# Adiabatic/Reversible application of external field to Ideal Gas

1. Mar 7, 2009

### a_h

Hello Fellow Physicists!

I'm having trouble with a problem from a graduate course in Statistical Mechanics. It's a two part question; I've got the first part, it's the second part that's giving me trouble.

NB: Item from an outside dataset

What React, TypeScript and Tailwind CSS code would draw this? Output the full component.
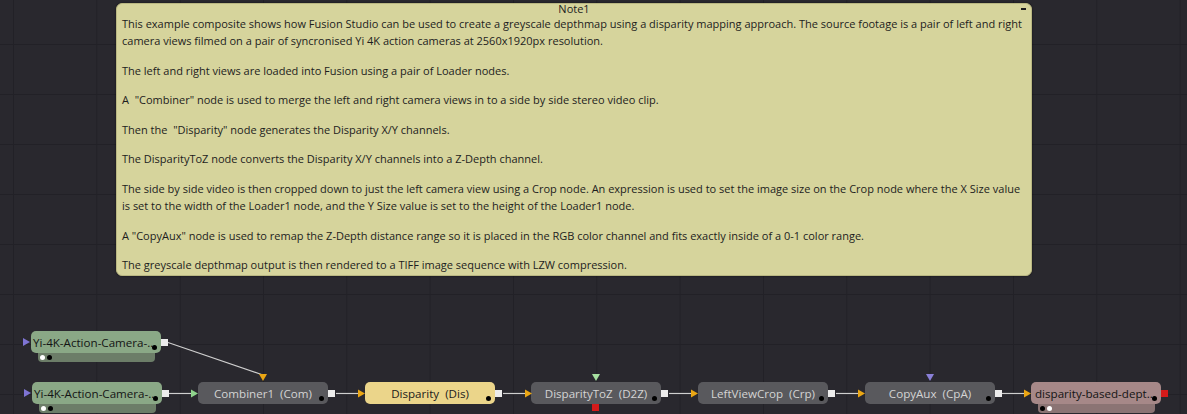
import React from 'react';

type Kind = 'loader' | 'tool' | 'active' | 'saver';

interface GraphNode {
    x: number;
    y: number;
    label: string;
    kind: Kind;
}

const kindClass: Record<Kind, string> = {
    loader: 'bg-[#8aa886] text-[#141414] justify-start pl-[2px]',
    tool: 'bg-[#59595d] text-[#d4d4d4] justify-center',
    active: 'bg-[#ebd58a] text-[#1b1b1b] justify-center',
    saver: 'bg-[#a68888] text-[#141414] justify-start pl-[4px]',
};

const subBarClass: Record<Kind, string> = {
    loader: 'bg-[#6c7d68]',
    tool: '',
    active: '',
    saver: 'bg-[#8b7474]',
};

const nodes: GraphNode[] = [
    { x: 31, y: 331, label: 'Yi-4K-Action-Camera-...', kind: 'loader' },
    { x: 32, y: 382, label: 'Yi-4K-Action-Camera-...', kind: 'loader' },
    { x: 198, y: 382, label: 'Combiner1  (Com)', kind: 'tool' },
    { x: 365, y: 382, label: 'Disparity  (Dis)', kind: 'active' },
    { x: 531, y: 382, label: 'DisparityToZ  (D2Z)', kind: 'tool' },
    { x: 698, y: 382, label: 'LeftViewCrop  (Crp)', kind: 'tool' },
    { x: 865, y: 382, label: 'CopyAux  (CpA)', kind: 'tool' },
    { x: 1031, y: 382, label: 'disparity-based-dept...', kind: 'saver' },
];

const paragraphs = [
    'This example composite shows how Fusion Studio can be used to create a greyscale depthmap using a disparity mapping approach. The source footage is a pair of left and right camera views filmed on a pair of syncronised Yi 4K action cameras at 2560x1920px resolution.',
    'The left and right views are loaded into Fusion using a pair of Loader nodes.',
    'A  "Combiner" node is used to merge the left and right camera views in to a side by side stereo video clip.',
    'Then the  "Disparity" node generates the Disparity X/Y channels.',
    'The DisparityToZ node converts the Disparity X/Y channels into a Z-Depth channel.',
    'The side by side video is then cropped down to just the left camera view using a Crop node. An expression is used to set the image size on the Crop node where the X Size value is set to the width of the Loader1 node, and the Y Size value is set to the height of the Loader1 node.',
    'A "CopyAux" node is used to remap the Z-Depth distance range so it is placed in the RGB color channel and fits exactly inside of a 0-1 color range.',
    'The greyscale depthmap output is then rendered to a TIFF image sequence with LZW compression.',
];

const Node = ({ node }: { node: GraphNode }) => {
    const hasSub = node.kind === 'loader' || node.kind === 'saver';
    return (
        <div className="absolute w-[130px]" style={{ left: node.x, top: node.y }}>
            {hasSub && (
                <div
                    className={`absolute left-[7px] right-[6px] top-[16px] h-[15px] rounded-b-[4px] ${subBarClass[node.kind]}`}
                >
                    <div className="absolute bottom-[2px] left-[2px] flex gap-[2px]">
                        {node.kind === 'loader' ? (
                            <>
                                <span className="w-[5px] h-[5px] rounded-full bg-white" />
                                <span className="w-[5px] h-[5px] rounded-full bg-black" />
                            </>
                        ) : (
                            <>
                                <span className="w-[5px] h-[5px] rounded-full bg-black" />
                                <span className="w-[5px] h-[5px] rounded-full bg-white" />
                            </>
                        )}
                    </div>
                </div>
            )}
            <div
                className={`relative h-[22px] rounded-[5px] flex items-center whitespace-pre text-[11.6px] leading-none pt-[1px] ${kindClass[node.kind]}`}
            >
                {node.label}
                <span className="absolute right-[4px] bottom-[3px] w-[5px] h-[5px] rounded-full bg-black" />
            </div>
        </div>
    );
};

// wires, arrows and ports drawn over the canvas
const Wires = () => {
    const outSquares = [
        [161, 339],
        [162, 390],
        [328, 390],
        [495, 390],
        [661, 390],
        [828, 390],
        [995, 390],
    ];
    const rightArrows = [358, 525, 691, 858, 1024];
    return (
        <svg className="absolute inset-0 pointer-events-none" width="1187" height="414">
            <line x1="168" y1="342.5" x2="263" y2="375" stroke="#cfcfcf" strokeWidth="1.2" />
            <line x1="169" y1="393.5" x2="191" y2="393.5" stroke="#cfcfcf" strokeWidth="1.2" />
            {rightArrows.map((x) => (
                <line key={`l${x}`} x1={x - 22} y1="393.5" x2={x} y2="393.5" stroke="#cfcfcf" strokeWidth="1.2" />
            ))}
            {outSquares.map(([x, y]) => (
                <rect key={`s${x}`} x={x} y={y} width="7" height="7" fill="#ececec" />
            ))}
            {rightArrows.map((x) => (
                <polygon key={`a${x}`} points={`${x},389.5 ${x + 7},393.5 ${x},397.5`} fill="#eaa614" />
            ))}
            {/* loader inputs */}
            <polygon points="23,338 30,342 23,346" fill="#7e74d4" />
            <polygon points="24,389 31,393 24,397" fill="#7e74d4" />
            {/* combiner inputs */}
            <polygon points="191,389.5 198,393.5 191,397.5" fill="#8fd48c" />
            <polygon points="259,374 267,374 263,381" fill="#eaa614" />
            {/* disparity to z */}
            <polygon points="592,374 600,374 596,381" fill="#a6e0a0" />
            <rect x="592" y="404" width="7" height="7" fill="#d41a1a" />
            {/* copyaux */}
            <polygon points="926,374 934,374 930,381" fill="#8a80d8" />
            {/* saver output */}
            <rect x="1161" y="390" width="7" height="7" fill="#d41a1a" />
        </svg>
    );
};

export default function App() {
    return (
        <div
            className="relative w-[1187px] h-[414px] overflow-hidden bg-[#29282e] bg-[linear-gradient(to_right,#222127_1px,transparent_1px),linear-gradient(to_bottom,#222127_1px,transparent_1px)] bg-size-[83.33px_50px] bg-position-[13px_44px] font-['Open_Sans',sans-serif]"
        >
            {/* Note */}
            <div className="ml-[116px] mt-[3px] w-[916px] h-[273px] rounded-[6px] bg-[#d6d49c] border border-[#b9b782] shadow-[0_0_2px_rgba(0,0,0,0.6)] text-[#1d1d1d] text-[11px]">
                <div className="relative h-[10px] flex items-center justify-center leading-[10px]">
                    Note1
                    <span className="absolute right-[5px] top-[4px] w-[5px] h-[1.5px] bg-[#1d1d1d]" />
                </div>
                <div className="px-[5px] pt-[1px] leading-[17px]">
                    {paragraphs.map((p, i) => (
                        <p key={i} className={`whitespace-pre-wrap ${i > 0 ? 'mt-[12.6px]' : ''}`}>
                            {p}
                        </p>
                    ))}
                </div>
            </div>

            {/* Node graph */}
            {nodes.map((n, i) => (
                <Node key={i} node={n} />
            ))}
            <Wires />
        </div>
    );
}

The problem is about reversible/adiabatic processes, thinking of "reversible" as meaning "constant entropy." In part a (which I got, but it may help to have it here), we need to show that the evolution of a classical ideal gas obeys

$$TV^{\frac{2}{3}}=\mbox{constant.}$$

I did this by using $$S=-\frac{\partial F}{\partial T}$$ with $$F=U-\mu N, U=\frac{3}{2}NT$$. To get $$\frac{\partial \mu}{\partial T}$$, I solved

$$e^{\frac{\mu}{T}}=n\lambda^{3}=\frac{N}{V} \frac{h^{3}}{(2\pi mT)^{3/2}}$$

for mu. ($$\lambda$$ is the thermodynamic wavelength, n is the number density of the gas.)

Now for part b. We have a classical ideal gas in a cylinder. It is in equilibrium at a temperature $$T_{0}$$. Now we slowly (adiabatically and reversibly) apply a uniform external field to the container, in a direction along its axis of symmetry. When we are done, there is a potential in our container given by

$$u(z)=fz$$

where z is the distance along that symmetry axis and f is a constant. The question is, what is the temperature of the gas at the end of the process?

I would think that we should use the same assumptions:

$$S=-\frac{\partial F}{\partial T}=\mbox{constant}$$

and $$F=U-\mu N$$, but I don't know how u(z) gets incorporated into U. Any ideas?

Thanks for all of your time, everyone.